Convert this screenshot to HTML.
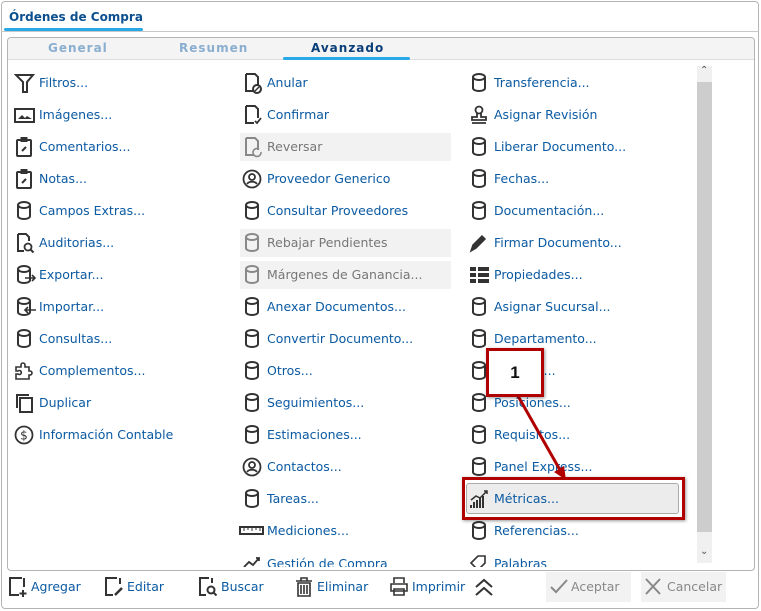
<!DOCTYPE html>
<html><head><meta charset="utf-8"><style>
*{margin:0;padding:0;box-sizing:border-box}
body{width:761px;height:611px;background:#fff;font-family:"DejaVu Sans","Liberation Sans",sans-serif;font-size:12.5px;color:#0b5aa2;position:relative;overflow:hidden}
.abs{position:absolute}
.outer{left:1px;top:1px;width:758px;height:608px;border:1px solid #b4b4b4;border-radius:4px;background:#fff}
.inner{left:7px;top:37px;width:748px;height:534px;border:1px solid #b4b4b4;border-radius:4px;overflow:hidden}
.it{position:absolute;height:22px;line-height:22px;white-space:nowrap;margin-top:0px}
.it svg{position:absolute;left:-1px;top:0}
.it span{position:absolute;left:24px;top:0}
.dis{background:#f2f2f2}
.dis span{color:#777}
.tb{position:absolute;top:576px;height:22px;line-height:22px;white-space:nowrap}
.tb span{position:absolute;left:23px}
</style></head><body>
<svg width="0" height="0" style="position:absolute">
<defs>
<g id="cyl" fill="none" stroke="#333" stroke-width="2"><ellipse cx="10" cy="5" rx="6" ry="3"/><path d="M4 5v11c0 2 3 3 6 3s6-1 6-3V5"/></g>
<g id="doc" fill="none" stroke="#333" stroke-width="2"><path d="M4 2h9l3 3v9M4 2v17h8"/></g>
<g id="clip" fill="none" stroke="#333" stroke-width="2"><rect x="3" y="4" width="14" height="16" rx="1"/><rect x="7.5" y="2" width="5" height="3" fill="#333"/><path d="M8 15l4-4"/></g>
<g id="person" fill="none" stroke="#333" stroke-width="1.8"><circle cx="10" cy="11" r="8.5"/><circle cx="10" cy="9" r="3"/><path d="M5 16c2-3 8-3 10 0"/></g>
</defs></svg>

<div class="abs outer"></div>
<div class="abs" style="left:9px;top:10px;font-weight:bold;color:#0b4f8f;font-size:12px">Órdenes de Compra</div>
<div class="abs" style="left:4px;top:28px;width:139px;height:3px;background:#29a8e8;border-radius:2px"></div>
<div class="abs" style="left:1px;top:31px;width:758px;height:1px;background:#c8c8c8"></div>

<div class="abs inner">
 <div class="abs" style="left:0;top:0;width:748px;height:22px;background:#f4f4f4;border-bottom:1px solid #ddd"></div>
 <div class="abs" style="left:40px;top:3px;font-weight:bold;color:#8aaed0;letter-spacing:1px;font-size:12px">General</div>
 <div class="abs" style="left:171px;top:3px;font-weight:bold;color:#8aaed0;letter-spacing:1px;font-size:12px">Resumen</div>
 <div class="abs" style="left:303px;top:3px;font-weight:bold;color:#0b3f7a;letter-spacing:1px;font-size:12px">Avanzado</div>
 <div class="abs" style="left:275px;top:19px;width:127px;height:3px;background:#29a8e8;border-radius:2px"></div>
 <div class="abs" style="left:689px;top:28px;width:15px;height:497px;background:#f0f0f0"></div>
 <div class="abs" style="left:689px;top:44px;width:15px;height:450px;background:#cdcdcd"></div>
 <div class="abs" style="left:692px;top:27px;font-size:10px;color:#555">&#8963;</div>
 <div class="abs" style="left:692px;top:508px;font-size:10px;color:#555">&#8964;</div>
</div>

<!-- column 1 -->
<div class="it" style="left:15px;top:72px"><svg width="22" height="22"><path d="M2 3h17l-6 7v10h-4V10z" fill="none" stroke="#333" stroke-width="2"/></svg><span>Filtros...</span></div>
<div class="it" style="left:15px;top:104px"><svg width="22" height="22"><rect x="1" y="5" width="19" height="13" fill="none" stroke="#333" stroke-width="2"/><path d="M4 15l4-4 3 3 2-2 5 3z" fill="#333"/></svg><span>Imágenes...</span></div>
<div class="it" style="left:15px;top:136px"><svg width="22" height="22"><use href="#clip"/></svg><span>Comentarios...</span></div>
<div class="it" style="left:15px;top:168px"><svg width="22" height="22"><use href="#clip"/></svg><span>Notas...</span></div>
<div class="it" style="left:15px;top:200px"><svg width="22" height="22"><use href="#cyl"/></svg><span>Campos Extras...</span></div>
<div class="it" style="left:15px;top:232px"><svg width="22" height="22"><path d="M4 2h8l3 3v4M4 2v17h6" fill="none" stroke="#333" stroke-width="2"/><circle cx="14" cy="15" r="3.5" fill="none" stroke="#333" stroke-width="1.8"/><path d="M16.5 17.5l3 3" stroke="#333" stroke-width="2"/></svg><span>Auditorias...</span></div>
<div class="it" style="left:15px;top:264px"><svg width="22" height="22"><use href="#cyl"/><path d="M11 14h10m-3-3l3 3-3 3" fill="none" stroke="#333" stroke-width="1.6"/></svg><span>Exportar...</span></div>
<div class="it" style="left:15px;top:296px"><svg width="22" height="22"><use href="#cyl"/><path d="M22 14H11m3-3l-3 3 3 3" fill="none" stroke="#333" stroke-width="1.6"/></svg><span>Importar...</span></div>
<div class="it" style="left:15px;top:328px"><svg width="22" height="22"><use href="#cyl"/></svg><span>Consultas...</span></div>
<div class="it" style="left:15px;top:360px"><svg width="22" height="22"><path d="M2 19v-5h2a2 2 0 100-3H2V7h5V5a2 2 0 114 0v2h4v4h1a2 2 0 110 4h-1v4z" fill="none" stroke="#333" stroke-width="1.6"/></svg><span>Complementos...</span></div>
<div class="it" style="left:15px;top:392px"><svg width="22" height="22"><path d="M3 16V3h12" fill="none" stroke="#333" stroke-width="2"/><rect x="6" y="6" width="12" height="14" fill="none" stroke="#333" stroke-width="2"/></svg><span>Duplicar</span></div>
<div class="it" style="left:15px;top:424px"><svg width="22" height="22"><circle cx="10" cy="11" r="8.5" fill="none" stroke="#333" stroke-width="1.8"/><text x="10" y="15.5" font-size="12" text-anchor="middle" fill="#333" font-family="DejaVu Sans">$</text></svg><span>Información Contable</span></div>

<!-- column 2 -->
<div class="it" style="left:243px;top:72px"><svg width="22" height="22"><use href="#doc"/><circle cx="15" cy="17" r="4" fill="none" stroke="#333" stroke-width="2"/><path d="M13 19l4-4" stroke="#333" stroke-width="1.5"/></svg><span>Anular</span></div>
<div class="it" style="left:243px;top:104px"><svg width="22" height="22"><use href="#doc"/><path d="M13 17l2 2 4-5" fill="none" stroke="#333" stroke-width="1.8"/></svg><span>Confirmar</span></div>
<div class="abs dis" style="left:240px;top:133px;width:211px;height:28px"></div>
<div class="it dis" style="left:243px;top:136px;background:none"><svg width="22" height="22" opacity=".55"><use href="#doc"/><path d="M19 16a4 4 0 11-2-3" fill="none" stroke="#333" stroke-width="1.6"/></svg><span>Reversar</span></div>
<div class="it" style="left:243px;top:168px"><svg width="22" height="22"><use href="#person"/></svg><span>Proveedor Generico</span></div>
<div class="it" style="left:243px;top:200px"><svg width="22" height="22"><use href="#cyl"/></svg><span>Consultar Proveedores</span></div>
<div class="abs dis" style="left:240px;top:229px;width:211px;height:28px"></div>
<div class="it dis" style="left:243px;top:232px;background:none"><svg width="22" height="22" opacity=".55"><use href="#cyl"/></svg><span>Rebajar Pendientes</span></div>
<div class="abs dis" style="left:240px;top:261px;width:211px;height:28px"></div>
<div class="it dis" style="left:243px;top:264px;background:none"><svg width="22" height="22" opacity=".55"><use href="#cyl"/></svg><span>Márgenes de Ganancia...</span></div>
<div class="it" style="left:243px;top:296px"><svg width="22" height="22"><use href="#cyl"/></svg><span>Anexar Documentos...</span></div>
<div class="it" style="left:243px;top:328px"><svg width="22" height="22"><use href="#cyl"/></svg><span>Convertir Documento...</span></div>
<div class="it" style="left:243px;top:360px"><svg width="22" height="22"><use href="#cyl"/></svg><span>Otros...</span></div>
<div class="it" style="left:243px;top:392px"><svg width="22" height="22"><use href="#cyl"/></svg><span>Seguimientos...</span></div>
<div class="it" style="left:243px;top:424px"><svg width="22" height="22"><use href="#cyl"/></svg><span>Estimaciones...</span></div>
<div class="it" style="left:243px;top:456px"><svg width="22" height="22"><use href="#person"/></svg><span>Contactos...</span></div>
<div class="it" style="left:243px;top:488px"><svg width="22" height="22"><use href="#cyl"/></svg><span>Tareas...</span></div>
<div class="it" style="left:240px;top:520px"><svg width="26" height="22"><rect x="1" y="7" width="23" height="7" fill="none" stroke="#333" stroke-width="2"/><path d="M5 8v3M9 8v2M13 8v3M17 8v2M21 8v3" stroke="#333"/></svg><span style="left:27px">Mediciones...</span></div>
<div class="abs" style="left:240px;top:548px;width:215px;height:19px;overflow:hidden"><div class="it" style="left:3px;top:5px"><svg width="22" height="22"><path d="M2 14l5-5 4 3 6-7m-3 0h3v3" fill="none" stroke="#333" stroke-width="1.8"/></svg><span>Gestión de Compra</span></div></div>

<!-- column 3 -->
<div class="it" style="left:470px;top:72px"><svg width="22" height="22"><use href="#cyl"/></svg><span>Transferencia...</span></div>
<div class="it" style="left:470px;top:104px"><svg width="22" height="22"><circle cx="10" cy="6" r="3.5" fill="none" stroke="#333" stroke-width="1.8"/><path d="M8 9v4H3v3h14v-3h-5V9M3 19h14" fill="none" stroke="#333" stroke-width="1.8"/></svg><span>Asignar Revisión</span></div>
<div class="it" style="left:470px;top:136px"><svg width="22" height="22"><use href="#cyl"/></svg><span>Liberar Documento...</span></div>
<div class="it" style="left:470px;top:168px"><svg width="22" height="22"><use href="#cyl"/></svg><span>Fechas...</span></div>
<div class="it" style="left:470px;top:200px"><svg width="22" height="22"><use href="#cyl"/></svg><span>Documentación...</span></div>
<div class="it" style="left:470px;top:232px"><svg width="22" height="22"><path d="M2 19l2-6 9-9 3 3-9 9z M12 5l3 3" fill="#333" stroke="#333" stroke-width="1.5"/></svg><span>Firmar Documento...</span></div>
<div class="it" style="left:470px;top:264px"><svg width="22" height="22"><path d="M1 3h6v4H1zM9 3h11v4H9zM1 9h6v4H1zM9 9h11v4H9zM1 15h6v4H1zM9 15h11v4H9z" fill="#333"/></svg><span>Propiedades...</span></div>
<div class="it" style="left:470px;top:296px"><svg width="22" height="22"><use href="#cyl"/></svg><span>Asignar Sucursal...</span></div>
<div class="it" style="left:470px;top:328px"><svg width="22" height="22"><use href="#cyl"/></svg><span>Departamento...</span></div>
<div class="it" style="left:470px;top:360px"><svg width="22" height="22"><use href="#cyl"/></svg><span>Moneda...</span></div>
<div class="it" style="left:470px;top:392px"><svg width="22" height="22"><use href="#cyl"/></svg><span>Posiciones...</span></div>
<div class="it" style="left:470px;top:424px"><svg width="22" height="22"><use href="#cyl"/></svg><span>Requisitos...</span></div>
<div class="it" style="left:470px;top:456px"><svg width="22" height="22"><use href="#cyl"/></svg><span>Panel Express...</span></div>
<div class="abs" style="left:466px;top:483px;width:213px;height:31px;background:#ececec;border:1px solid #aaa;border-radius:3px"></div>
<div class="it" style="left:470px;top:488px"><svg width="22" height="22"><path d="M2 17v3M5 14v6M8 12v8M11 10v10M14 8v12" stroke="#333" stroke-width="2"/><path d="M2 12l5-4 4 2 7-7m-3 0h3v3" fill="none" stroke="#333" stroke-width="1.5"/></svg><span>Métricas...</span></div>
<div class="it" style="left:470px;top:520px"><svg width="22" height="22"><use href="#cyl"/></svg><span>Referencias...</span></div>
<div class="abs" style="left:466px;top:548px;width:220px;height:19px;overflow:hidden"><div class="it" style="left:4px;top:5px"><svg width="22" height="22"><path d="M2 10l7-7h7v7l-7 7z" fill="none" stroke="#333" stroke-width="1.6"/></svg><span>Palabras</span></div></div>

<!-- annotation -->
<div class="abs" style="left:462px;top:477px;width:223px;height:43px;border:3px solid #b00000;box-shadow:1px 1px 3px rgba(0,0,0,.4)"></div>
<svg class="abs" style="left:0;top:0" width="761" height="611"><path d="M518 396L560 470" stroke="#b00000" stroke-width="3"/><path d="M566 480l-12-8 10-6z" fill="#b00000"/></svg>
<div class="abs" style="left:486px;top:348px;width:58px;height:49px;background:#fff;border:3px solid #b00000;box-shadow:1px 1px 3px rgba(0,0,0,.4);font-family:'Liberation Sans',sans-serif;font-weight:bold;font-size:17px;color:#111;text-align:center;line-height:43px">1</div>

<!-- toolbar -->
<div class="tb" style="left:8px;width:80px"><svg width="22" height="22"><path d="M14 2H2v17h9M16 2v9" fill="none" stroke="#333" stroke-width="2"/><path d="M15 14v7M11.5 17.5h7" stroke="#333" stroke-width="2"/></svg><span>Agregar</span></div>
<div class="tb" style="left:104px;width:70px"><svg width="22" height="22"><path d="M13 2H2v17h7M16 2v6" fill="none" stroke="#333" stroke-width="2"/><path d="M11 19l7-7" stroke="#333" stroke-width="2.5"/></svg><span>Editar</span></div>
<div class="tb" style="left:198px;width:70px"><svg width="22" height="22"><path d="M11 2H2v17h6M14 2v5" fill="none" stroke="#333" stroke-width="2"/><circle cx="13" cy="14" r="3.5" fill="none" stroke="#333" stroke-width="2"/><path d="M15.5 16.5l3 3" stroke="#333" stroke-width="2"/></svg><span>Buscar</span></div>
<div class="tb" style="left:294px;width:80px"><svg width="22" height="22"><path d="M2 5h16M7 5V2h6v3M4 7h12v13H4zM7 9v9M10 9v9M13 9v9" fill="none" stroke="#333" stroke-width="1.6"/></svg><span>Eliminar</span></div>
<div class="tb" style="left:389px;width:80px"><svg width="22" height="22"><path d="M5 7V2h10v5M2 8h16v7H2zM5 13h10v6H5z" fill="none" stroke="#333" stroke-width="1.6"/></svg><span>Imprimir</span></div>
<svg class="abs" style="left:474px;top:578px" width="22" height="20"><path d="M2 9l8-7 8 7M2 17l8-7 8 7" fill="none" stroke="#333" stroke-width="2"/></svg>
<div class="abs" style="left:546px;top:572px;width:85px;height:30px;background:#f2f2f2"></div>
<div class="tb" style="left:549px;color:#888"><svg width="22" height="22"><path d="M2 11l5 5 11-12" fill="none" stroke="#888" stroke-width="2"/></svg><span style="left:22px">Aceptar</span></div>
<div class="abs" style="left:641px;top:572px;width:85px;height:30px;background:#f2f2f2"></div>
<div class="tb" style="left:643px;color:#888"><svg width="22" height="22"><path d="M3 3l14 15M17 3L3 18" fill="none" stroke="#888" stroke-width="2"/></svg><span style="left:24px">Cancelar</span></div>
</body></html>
================
## Directive
Give again, word for word, every line from the top of the data through the line with "</defs></svg>", both ends included, and exclude the pictures.

## Full solution
Convert this screenshot to HTML.
<!DOCTYPE html>
<html><head><meta charset="utf-8"><style>
*{margin:0;padding:0;box-sizing:border-box}
body{width:761px;height:611px;background:#fff;font-family:"DejaVu Sans","Liberation Sans",sans-serif;font-size:12.5px;color:#0b5aa2;position:relative;overflow:hidden}
.abs{position:absolute}
.outer{left:1px;top:1px;width:758px;height:608px;border:1px solid #b4b4b4;border-radius:4px;background:#fff}
.inner{left:7px;top:37px;width:748px;height:534px;border:1px solid #b4b4b4;border-radius:4px;overflow:hidden}
.it{position:absolute;height:22px;line-height:22px;white-space:nowrap;margin-top:0px}
.it svg{position:absolute;left:-1px;top:0}
.it span{position:absolute;left:24px;top:0}
.dis{background:#f2f2f2}
.dis span{color:#777}
.tb{position:absolute;top:576px;height:22px;line-height:22px;white-space:nowrap}
.tb span{position:absolute;left:23px}
</style></head><body>
<svg width="0" height="0" style="position:absolute">
<defs>
<g id="cyl" fill="none" stroke="#333" stroke-width="2"><ellipse cx="10" cy="5" rx="6" ry="3"/><path d="M4 5v11c0 2 3 3 6 3s6-1 6-3V5"/></g>
<g id="doc" fill="none" stroke="#333" stroke-width="2"><path d="M4 2h9l3 3v9M4 2v17h8"/></g>
<g id="clip" fill="none" stroke="#333" stroke-width="2"><rect x="3" y="4" width="14" height="16" rx="1"/><rect x="7.5" y="2" width="5" height="3" fill="#333"/><path d="M8 15l4-4"/></g>
<g id="person" fill="none" stroke="#333" stroke-width="1.8"><circle cx="10" cy="11" r="8.5"/><circle cx="10" cy="9" r="3"/><path d="M5 16c2-3 8-3 10 0"/></g>
</defs></svg>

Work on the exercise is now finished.